Casi 4500 km en 64 días –de Italia a Noruega– fue lo que duró la carrera Trans Europe Foot Race de 2009. El hombre que la ganó, el alemán Rainer Koch, tardó 378 horas y 12 minutos en completarla. En la competición femenina se impuso la japonesa Takako Furuyama, con 529 horas y 6 minutos. Por el camino, ambos dejaron muchas células neuronales. Sí, has leído bien: cuando el ejercicio se nos va de las manos, el cerebro sufre.

Esta carrera contó con 44 participantes que fueron seguidos de cerca por científicos del Hospital Universitario de Ulm (Alemania). Los resultados, que se hicieron públicos en 2016, desvelan que, debido al esfuerzo, el cerebro adelgaza hasta un 6,1 %. Aunque las lesiones no son a largo plazo, los participantes del ultramaratón tardaron de media ocho meses en recuperar la masa encefálica habitual. Las pérdidas se dieron mayormente en las zonas vinculadas a la visión, por lo que los científicos especulan que se debieron a la monotonía de pasar tantos días mirando siempre al frente.

Talonar, palabra de runner

Consiste en que, cuando corres, golpeas el suelo con el talón en lugar de con las puntas de los pies. Y, según muchos estudios, suele ser el origen de múltiples lesiones. Daniel Lieberman, en su laboratorio de la Universidad de Harvard, realizó diversos estudios biomecánicos que indican que nuestro cuerpo está diseñado para correr apoyando primero las puntas de los pies, y que las zapatillas de deporte inducen el efecto contrario. Gracias a sus investigaciones, más que una moda, la corriente que aboga por correr descalzo dispone de cada vez más modelos de zapatillas minimalistas –como el de la foto de arriba–, que protegen el pie sin condicionar la forma en la que corremos.

18 beneficios de la actividad física para la salud

La Organización Mundial de la Salud (OMS) señala que los adultos, a partir de los dieciocho años y hasta los 64 aproximadamente, deberían dedicar un mínimo de 150 minutos semanales a la actividad física aeróbica, si es de intensidad moderada, que debería realizarse en sesiones de 10 minutos de duración como mínimo; si dicha actividad es vigorosa, podemos reducirla hasta los 75 minutos en total. Hacer deporte ayuda a disfrutar de una mejor salud física y mental.

  • Cerebro. Reduce el estrés y la ansiedad.
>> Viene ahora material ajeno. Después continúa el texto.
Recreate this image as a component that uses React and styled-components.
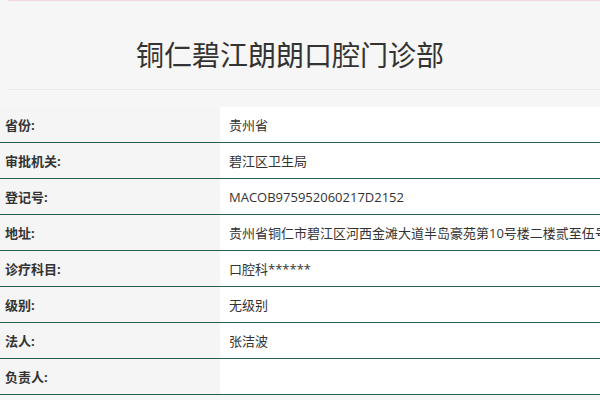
import React from "react";
import styled, { createGlobalStyle } from "styled-components";

const GlobalStyle = createGlobalStyle`
    html, body {
        margin: 0;
        padding: 0;
        background: #f6f6f6;
        font-family: "Open Sans", "Noto Sans CJK SC", sans-serif;
        color: #333;
        overflow: hidden;
    }
`;

const Page = styled.div`
    width: 600px;
    height: 400px;
    overflow: hidden;
`;

const Header = styled.div`
    margin-left: 8px;
    height: 90px;
    padding: 18px 28px 0 0;
    border-top: 1px solid #f0d8dc;
    border-bottom: 1px solid #ebebeb;
    box-sizing: border-box;
    display: flex;
    align-items: center;
    justify-content: center;
`;

const Title = styled.h1`
    margin: 0;
    font-family: "Noto Sans CJK SC", sans-serif;
    font-size: 28px;
    font-weight: 400;
    color: #333;
    white-space: nowrap;
`;

const Table = styled.div`
    margin-top: 17px;
    width: 600px;
`;

const Row = styled.div`
    display: grid;
    grid-template-columns: 220px 1fr;
    height: 36px;
    border-bottom: 1px solid #285f47;
    box-sizing: border-box;
`;

const Label = styled.div`
    background: #f5f5f5;
    padding-left: 5px;
    display: flex;
    align-items: center;
    font-size: 13px;
    font-weight: 700;
    color: #333;
`;

const Value = styled.div`
    background: #fff;
    padding-left: 9px;
    display: flex;
    align-items: center;
    font-size: 13px;
    color: #333;
    white-space: nowrap;
    overflow: hidden;
`;

const rows = [
    ["省份:", "贵州省"],
    ["审批机关:", "碧江区卫生局"],
    ["登记号:", "MACOB975952060217D2152"],
    ["地址:", "贵州省铜仁市碧江区河西金滩大道半岛豪苑第10号楼二楼贰至伍号门面"],
    ["诊疗科目:", "口腔科******"],
    ["级别:", "无级别"],
    ["法人:", "张洁波"],
    ["负责人:", ""],
];

const App = () => {
    return (
        <>
            <GlobalStyle />
            <Page>
                <Header>
                    <Title>铜仁碧江朗朗口腔门诊部</Title>
                </Header>
                <Table>
                    {rows.map(([label, value]) => (
                        <Row key={label}>
                            <Label>{label}</Label>
                            <Value>{value}</Value>
                        </Row>
                    ))}
                </Table>
            </Page>
        </>
    );
};

export default App;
Previene el deterioro cognitivo. Aumenta la autoestima.
  • Músculos. Incrementa la masa y la resistencia musculares.
  • Pulmones. Aumenta la fuerza y resistencia de los músculos respiratorios. Se aprovecha mejor todo el oxígeno.
  • Sistema inmunológico. El ejercicio físico moderado refuerza las defensas.
  • Corazón. Disminuye el riesgo cardiaco. Reduce la presión arterial. Corrige los niveles de colesterol.
  • Sistema digestivo. Reduce el sobrepeso. Favorece la motilidad intestinal y, por tanto, la digestión.
  • Huesos. Se incrementa la densidad ósea. Previene la osteoporosis.
  • Y también...

- Reduce la incidencia de diabetes.
- Disminuye el riesgo de sufrir un accidente cerebrovascular.
- Produce hormonas del bienestar.
- Mejora la flexibilidad, lo que ayuda a evitar lesiones.

La paradoja del ejercicio

Regresemos al inicio de este reportaje: “Como si de un buldócer se tratara, un incesante y molesto pitido se abre paso a través del delicado mundo de los sueños en el que te encuentras [...], pero esta vez, en lugar de levantarte, apagas la alarma y duermes una hora más.

No te sientas mal. Acabas de caer víctima de la paradoja del ejercicio. Según explica el investigador Daniel Lieberman en el más citado de sus artículos, Is Exercise Really Medicine? An Evolutionary Perspective, publicado en 2015, la mayoría de las personas evitan el ejercicio a pesar de que la actividad física es vital para la salud. Pero ¿por qué nos cuesta tanto movernos? Lieberman argumenta que, aunque estamos adaptados para ser maratonianos en la búsqueda de alimento, no podemos olvidar que la selección natural actúa solo sobre el éxito reproductivo. Descansar siempre que no estamos corriendo puede que haya sido muy relevante. De hecho, el periodo actual es quizá el primero de la historia en el que podemos elegir estar físicamente inactivos. Hace unos miles de años, el movimiento era obligado y el descanso sagrado.